The key problem here is that teachers have neither the time nor the permission to make real changes. Schools are busy places, and teachers are devoted to the students they have right now and don’t want to take any chances on messing up those students’ lives in order to try some new fad. Parents, too, are pretty devoted to the school experience their children are having now and are not interested in sacrificing any quality their kids might have now for some future gains for other children. And yet, if we don’t want more of the same, and we also don’t want the inevitable risks that come with innovation, we seem pretty stuck.
People notice when someone tries something different and it falls flat. We can recognise a failure when we see it. Can we also recognise the time after which continued success, in the same way, will also be a failure? If cars today had the same safety features, gas mileage, and performance as cars 100 years ago, what seemed like success at the time might strike us as a big problem. It’s possible, though, that we might not notice at all that cars hadn’t changed much in all that time; it’s hard to see—and regret—innovation that doesn’t happen anywhere. If schools today are still educating some percentage of our children work in yesterdays’ jobs and live in yesterday’s society, maybe there’s a hidden failure there to which we should turn our attention. And it’s not just teachers who need to have their attention turned in this way; it’s all of us. Parents need to be more supportive of innovation, even when it doesn’t work. Principals need to support teachers to have new ideas and then get out of their way as teachers try things out. Community members need to be less reactive to the stories the press puffs up about chances teachers have taken that haven’t gone very well.

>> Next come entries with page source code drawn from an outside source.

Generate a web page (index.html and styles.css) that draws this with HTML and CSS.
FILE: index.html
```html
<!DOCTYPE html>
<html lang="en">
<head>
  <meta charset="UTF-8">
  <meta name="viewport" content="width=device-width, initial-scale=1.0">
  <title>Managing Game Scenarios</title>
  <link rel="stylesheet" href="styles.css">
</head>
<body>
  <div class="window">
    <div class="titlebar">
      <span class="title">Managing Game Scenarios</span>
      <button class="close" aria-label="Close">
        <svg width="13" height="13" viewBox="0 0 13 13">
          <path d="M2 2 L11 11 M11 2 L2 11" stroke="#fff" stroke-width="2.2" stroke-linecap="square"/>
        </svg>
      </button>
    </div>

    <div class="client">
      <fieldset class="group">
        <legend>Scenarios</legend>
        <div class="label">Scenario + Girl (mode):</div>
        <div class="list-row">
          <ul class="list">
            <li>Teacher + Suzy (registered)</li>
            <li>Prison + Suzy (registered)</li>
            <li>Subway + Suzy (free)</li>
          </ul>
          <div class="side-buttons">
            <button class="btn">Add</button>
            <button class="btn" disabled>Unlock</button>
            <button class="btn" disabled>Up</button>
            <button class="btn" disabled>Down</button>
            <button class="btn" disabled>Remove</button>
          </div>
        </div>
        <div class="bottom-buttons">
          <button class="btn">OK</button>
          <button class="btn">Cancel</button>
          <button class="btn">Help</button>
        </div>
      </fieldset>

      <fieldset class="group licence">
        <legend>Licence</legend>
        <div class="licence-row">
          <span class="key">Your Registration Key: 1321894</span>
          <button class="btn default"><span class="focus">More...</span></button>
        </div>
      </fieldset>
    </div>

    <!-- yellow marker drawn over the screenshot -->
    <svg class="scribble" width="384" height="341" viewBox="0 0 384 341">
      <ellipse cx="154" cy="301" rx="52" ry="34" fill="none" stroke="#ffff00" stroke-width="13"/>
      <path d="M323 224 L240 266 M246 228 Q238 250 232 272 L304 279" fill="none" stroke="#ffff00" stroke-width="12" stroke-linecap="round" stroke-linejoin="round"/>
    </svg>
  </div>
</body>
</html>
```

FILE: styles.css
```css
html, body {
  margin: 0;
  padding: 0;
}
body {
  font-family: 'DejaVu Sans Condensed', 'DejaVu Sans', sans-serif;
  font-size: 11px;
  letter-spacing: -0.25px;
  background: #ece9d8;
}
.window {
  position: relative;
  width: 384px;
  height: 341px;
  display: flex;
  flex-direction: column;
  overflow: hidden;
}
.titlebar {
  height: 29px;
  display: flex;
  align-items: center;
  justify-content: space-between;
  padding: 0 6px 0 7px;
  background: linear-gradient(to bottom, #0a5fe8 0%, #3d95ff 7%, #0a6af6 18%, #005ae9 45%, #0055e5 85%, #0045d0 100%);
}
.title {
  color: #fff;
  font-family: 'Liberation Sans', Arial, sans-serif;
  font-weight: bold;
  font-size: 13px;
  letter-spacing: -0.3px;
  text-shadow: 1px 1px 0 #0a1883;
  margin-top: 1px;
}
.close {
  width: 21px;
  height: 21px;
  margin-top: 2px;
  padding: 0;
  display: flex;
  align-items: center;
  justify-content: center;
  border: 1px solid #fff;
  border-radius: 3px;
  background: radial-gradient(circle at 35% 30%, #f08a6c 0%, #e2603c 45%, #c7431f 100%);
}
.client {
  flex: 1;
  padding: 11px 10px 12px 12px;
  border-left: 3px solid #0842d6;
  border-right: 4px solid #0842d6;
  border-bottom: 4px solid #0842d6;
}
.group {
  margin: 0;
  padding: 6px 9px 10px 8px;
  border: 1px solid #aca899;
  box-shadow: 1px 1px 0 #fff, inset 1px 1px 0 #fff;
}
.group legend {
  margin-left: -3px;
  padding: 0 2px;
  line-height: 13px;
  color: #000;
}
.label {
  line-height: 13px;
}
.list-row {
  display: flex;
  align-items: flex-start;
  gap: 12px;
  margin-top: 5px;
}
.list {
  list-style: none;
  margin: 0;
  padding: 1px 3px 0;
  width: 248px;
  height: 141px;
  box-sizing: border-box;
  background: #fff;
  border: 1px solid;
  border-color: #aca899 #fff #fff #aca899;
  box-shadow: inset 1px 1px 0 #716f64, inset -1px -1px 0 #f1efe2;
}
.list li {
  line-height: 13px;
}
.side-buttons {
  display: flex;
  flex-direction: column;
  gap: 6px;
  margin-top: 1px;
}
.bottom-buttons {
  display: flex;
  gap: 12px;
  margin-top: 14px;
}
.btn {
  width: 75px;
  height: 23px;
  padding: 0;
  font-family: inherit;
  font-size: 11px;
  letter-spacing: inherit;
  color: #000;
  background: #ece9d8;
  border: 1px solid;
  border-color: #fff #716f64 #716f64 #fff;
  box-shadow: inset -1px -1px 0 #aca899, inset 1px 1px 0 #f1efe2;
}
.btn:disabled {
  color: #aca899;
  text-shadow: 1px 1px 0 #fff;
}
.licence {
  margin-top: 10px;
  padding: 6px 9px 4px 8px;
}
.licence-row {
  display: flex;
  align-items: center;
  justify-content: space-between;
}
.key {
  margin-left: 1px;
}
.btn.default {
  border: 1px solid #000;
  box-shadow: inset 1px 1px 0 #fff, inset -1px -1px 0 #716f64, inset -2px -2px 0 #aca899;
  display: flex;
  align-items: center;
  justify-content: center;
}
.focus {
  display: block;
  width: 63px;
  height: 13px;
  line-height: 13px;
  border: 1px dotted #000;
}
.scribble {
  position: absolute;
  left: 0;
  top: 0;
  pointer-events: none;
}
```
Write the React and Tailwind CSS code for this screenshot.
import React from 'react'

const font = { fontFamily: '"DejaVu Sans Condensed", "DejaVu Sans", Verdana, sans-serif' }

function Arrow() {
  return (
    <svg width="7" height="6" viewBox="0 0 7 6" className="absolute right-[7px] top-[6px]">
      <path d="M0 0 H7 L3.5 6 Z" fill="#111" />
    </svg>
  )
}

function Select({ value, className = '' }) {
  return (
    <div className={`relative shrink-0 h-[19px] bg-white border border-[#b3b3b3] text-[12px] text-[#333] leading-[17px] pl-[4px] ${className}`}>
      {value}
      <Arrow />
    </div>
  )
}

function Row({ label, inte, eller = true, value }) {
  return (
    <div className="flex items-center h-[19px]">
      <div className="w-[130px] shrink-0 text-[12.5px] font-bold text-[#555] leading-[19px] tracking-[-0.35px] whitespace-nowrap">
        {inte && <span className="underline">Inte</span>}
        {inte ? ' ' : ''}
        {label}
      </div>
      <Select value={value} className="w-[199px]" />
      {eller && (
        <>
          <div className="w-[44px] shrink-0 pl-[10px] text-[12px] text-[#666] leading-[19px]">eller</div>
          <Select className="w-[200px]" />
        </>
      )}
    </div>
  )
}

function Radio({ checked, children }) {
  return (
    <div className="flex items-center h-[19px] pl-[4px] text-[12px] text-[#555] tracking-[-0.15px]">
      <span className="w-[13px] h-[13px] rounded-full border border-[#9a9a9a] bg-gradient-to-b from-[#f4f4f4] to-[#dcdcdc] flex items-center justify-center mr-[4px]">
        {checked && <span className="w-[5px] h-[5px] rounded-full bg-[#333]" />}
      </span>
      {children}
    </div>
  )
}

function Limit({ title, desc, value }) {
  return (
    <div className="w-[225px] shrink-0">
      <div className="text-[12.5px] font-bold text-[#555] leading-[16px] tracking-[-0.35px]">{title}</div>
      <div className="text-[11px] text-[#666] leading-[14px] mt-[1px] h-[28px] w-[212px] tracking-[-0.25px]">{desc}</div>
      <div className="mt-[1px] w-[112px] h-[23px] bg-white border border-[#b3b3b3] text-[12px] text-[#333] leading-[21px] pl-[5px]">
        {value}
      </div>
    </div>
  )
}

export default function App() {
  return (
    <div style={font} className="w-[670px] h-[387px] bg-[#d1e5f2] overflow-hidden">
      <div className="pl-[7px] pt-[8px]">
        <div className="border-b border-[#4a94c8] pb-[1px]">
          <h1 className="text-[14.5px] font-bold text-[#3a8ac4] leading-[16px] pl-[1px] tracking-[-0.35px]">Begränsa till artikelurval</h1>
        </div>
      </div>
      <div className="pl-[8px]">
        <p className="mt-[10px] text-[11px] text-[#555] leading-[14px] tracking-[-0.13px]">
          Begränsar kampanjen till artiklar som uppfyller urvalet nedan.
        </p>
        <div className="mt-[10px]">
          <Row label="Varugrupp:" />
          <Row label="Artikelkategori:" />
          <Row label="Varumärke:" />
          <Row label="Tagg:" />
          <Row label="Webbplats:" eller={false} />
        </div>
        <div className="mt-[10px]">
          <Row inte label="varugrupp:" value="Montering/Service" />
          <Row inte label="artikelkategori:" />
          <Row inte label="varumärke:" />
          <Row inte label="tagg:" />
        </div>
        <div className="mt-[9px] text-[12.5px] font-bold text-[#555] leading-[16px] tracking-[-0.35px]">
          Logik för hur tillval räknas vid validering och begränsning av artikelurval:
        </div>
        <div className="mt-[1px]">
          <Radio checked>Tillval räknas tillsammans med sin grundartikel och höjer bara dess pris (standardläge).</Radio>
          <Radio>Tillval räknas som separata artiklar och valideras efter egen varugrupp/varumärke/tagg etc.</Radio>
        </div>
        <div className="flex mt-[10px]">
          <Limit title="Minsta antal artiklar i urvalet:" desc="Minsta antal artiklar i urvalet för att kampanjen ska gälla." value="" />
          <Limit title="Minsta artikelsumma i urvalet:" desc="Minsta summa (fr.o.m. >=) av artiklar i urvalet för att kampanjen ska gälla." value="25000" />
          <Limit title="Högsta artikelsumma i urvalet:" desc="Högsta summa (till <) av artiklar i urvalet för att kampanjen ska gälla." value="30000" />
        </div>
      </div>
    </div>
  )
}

But all of this needs to be done inside a context where real children spend their time—not a social science experiment. We have to be smart as we are being bold, have to be cautious as we are being creative. These are hard mixes; even at companies where there’s plenty of time and money to spur innovation, there are all kinds of barriers to doing things a new way. I’d love to hear from those of you, reading this, who have some interests in this area—whether you’re school leaders, parents, teachers, community members, or students. What makes it possible to keep innovation going where you are? What do you wish you had more of? How could we think of ways you could get what you need? This is a hard thing we’re trying to do. It would be easier if we were thinking about it together.